GOAL
Reproduce the lines of the material exactly, excluding every image.

GIVEN INFORMATION

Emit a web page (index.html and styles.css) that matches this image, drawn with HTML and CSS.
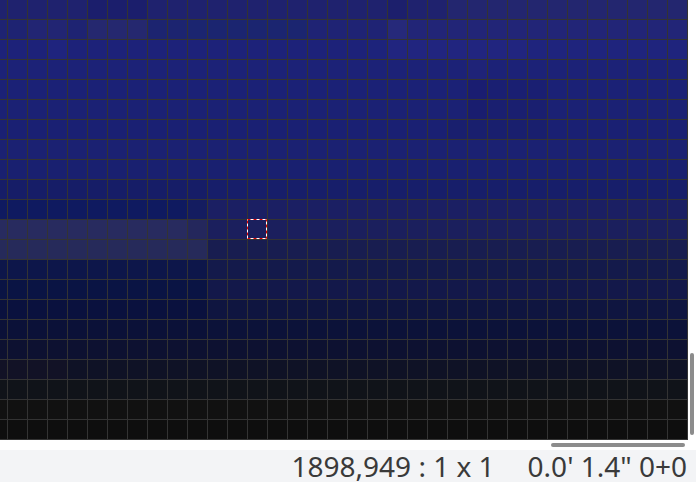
FILE: index.html
```html
<!DOCTYPE html>
<html>
<head>
<meta charset="utf-8">
<link rel="stylesheet" href="styles.css">
</head>
<body>
<div class="viewer">
  <div class="view-row">
    <div class="canvas" id="canvas">
      <svg class="marquee" width="20" height="20" viewBox="0 0 20 20">
        <rect x="0.5" y="0.5" width="19" height="19" fill="none" stroke="#ffffff" stroke-width="1"/>
        <rect x="0.5" y="0.5" width="19" height="19" fill="none" stroke="#e00000" stroke-width="1" stroke-dasharray="3 3"/>
      </svg>
    </div>
    <div class="vtrack"><div class="vthumb"></div></div>
  </div>
  <div class="htrack"><div class="hthumb"></div></div>
  <div class="status"><span class="coords">1898,949 : 1 x 1</span><span class="meta">0.0' 1.4" 0+0</span></div>
</div>
<script src="script.js"></script>
</body>
</html>
```
FILE: styles.css
```css
html, body {
  margin: 0;
  padding: 0;
  background: #ffffff;
}
body {
  width: 696px;
  height: 482px;
  overflow: hidden;
  font-family: "Noto Sans", "Open Sans", sans-serif;
}
.viewer {
  display: flex;
  flex-direction: column;
  width: 696px;
  height: 482px;
}
.view-row {
  display: flex;
  height: 440px;
}
.canvas {
  position: relative;
  width: 687px;
  height: 439px;
  padding: 0 1px 1px 0;
  background: #333333;
  display: grid;
  grid-template-columns: 7px repeat(34, 19px);
  grid-auto-rows: 19px;
  gap: 1px;
}
.cell {
  display: block;
}
.marquee {
  position: absolute;
  left: 247px;
  top: 219px;
  display: block;
}
.vtrack {
  width: 8px;
  background: #ffffff;
  padding: 353px 0 0 2px;
  box-sizing: border-box;
}
.vthumb {
  width: 4px;
  height: 82px;
  border-radius: 2px;
  background: #8c8c8c;
}
.htrack {
  height: 10px;
  background: #ffffff;
  display: flex;
  justify-content: flex-end;
  align-items: flex-start;
  padding: 3px 11px 0 0;
  box-sizing: border-box;
}
.hthumb {
  width: 134px;
  height: 4px;
  border-radius: 2px;
  background: #8c8c8c;
}
.status {
  flex: 1;
  background: #f3f4f6;
  display: flex;
  justify-content: flex-end;
  gap: 33px;
  padding-right: 9px;
  font-size: 28px;
  line-height: 32px;
  color: #3a3a3a;
  white-space: pre;
}
```
FILE: script.js
```js
(function () {
  var rows = [
    ["#1f226e", [[5, 7, "#1b1e6c"], [20, 20, "#1c1f6c"], [23, 34, "#23266f"]]],
    ["#1e2372", [[2, 3, "#222573"], [5, 7, "#25286f"], [8, 9, "#1c2470"], [10, 15, "#1b2570"], [16, 19, "#1f2374"], [20, 20, "#26297a"], [21, 34, "#222577"]]],
    ["#1d2279", [[3, 3, "#1f247e"], [19, 19, "#1d237b"], [20, 26, "#21257f"], [27, 34, "#1f247d"]]],
    ["#1c2277", [[24, 24, "#1f2378"]]],
    ["#1b2176", [[24, 27, "#1a1f72"], [24, 24, "#1a1d71"]]],
    ["#1b2174", [[24, 27, "#1a1f70"], [24, 24, "#191d6f"]]],
    ["#1a2073", [[23, 27, "#191f6e"]]],
    ["#1b2172", []],
    ["#192070", []],
    ["#171e6a", [[0, 10, "#161d67"]]],
    ["#1b1f63", [[0, 9, "#0f1a60"], [10, 10, "#141c60"]]],
    ["#1b1f5d", [[0, 9, "#282b5f"], [10, 10, "#24275c"]]],
    ["#181d50", [[0, 10, "#262a5a"]]],
    ["#141a4b", [[0, 10, "#0d164a"]]],
    ["#13184a", [[0, 10, "#0a1444"]]],
    ["#0f1540", [[0, 10, "#0a113e"]]],
    ["#0c1239", [[0, 10, "#0b1138"]]],
    ["#0d1131", []],
    ["#0f1226", [[0, 3, "#121226"]]],
    ["#101319", []],
    ["#111111", []],
    ["#0e0e0e", []]
  ];
  var canvas = document.getElementById("canvas");
  var marquee = canvas.querySelector(".marquee");
  var frag = document.createDocumentFragment();
  rows.forEach(function (row) {
    var colors = [];
    for (var c = 0; c < 35; c++) colors.push(row[0]);
    row[1].forEach(function (seg) {
      for (var i = seg[0]; i <= seg[1]; i++) colors[i] = seg[2];
    });
    colors.forEach(function (col) {
      var d = document.createElement("div");
      d.className = "cell";
      d.style.background = col;
      frag.appendChild(d);
    });
  });
  canvas.insertBefore(frag, marquee);
})();
```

CORRECT RESPONSE
Emit a web page (index.html and styles.css) that matches this image, drawn with HTML and CSS.
FILE: index.html
```html
<!DOCTYPE html>
<html>
<head>
<meta charset="utf-8">
<link rel="stylesheet" href="styles.css">
</head>
<body>
<div class="viewer">
  <div class="view-row">
    <div class="canvas" id="canvas">
      <svg class="marquee" width="20" height="20" viewBox="0 0 20 20">
        <rect x="0.5" y="0.5" width="19" height="19" fill="none" stroke="#ffffff" stroke-width="1"/>
        <rect x="0.5" y="0.5" width="19" height="19" fill="none" stroke="#e00000" stroke-width="1" stroke-dasharray="3 3"/>
      </svg>
    </div>
    <div class="vtrack"><div class="vthumb"></div></div>
  </div>
  <div class="htrack"><div class="hthumb"></div></div>
  <div class="status"><span class="coords">1898,949 : 1 x 1</span><span class="meta">0.0' 1.4" 0+0</span></div>
</div>
<script src="script.js"></script>
</body>
</html>
```
FILE: styles.css
```css
html, body {
  margin: 0;
  padding: 0;
  background: #ffffff;
}
body {
  width: 696px;
  height: 482px;
  overflow: hidden;
  font-family: "Noto Sans", "Open Sans", sans-serif;
}
.viewer {
  display: flex;
  flex-direction: column;
  width: 696px;
  height: 482px;
}
.view-row {
  display: flex;
  height: 440px;
}
.canvas {
  position: relative;
  width: 687px;
  height: 439px;
  padding: 0 1px 1px 0;
  background: #333333;
  display: grid;
  grid-template-columns: 7px repeat(34, 19px);
  grid-auto-rows: 19px;
  gap: 1px;
}
.cell {
  display: block;
}
.marquee {
  position: absolute;
  left: 247px;
  top: 219px;
  display: block;
}
.vtrack {
  width: 8px;
  background: #ffffff;
  padding: 353px 0 0 2px;
  box-sizing: border-box;
}
.vthumb {
  width: 4px;
  height: 82px;
  border-radius: 2px;
  background: #8c8c8c;
}
.htrack {
  height: 10px;
  background: #ffffff;
  display: flex;
  justify-content: flex-end;
  align-items: flex-start;
  padding: 3px 11px 0 0;
  box-sizing: border-box;
}
.hthumb {
  width: 134px;
  height: 4px;
  border-radius: 2px;
  background: #8c8c8c;
}
.status {
  flex: 1;
  background: #f3f4f6;
  display: flex;
  justify-content: flex-end;
  gap: 33px;
  padding-right: 9px;
  font-size: 28px;
  line-height: 32px;
  color: #3a3a3a;
  white-space: pre;
}
```
FILE: script.js
```js
(function () {
  var rows = [
    ["#1f226e", [[5, 7, "#1b1e6c"], [20, 20, "#1c1f6c"], [23, 34, "#23266f"]]],
    ["#1e2372", [[2, 3, "#222573"], [5, 7, "#25286f"], [8, 9, "#1c2470"], [10, 15, "#1b2570"], [16, 19, "#1f2374"], [20, 20, "#26297a"], [21, 34, "#222577"]]],
    ["#1d2279", [[3, 3, "#1f247e"], [19, 19, "#1d237b"], [20, 26, "#21257f"], [27, 34, "#1f247d"]]],
    ["#1c2277", [[24, 24, "#1f2378"]]],
    ["#1b2176", [[24, 27, "#1a1f72"], [24, 24, "#1a1d71"]]],
    ["#1b2174", [[24, 27, "#1a1f70"], [24, 24, "#191d6f"]]],
    ["#1a2073", [[23, 27, "#191f6e"]]],
    ["#1b2172", []],
    ["#192070", []],
    ["#171e6a", [[0, 10, "#161d67"]]],
    ["#1b1f63", [[0, 9, "#0f1a60"], [10, 10, "#141c60"]]],
    ["#1b1f5d", [[0, 9, "#282b5f"], [10, 10, "#24275c"]]],
    ["#181d50", [[0, 10, "#262a5a"]]],
    ["#141a4b", [[0, 10, "#0d164a"]]],
    ["#13184a", [[0, 10, "#0a1444"]]],
    ["#0f1540", [[0, 10, "#0a113e"]]],
    ["#0c1239", [[0, 10, "#0b1138"]]],
    ["#0d1131", []],
    ["#0f1226", [[0, 3, "#121226"]]],
    ["#101319", []],
    ["#111111", []],
    ["#0e0e0e", []]
  ];
  var canvas = document.getElementById("canvas");
  var marquee = canvas.querySelector(".marquee");
  var frag = document.createDocumentFragment();
  rows.forEach(function (row) {
    var colors = [];
    for (var c = 0; c < 35; c++) colors.push(row[0]);
    row[1].forEach(function (seg) {
      for (var i = seg[0]; i <= seg[1]; i++) colors[i] = seg[2];
    });
    colors.forEach(function (col) {
      var d = document.createElement("div");
      d.className = "cell";
      d.style.background = col;
      frag.appendChild(d);
    });
  });
  canvas.insertBefore(frag, marquee);
})();
```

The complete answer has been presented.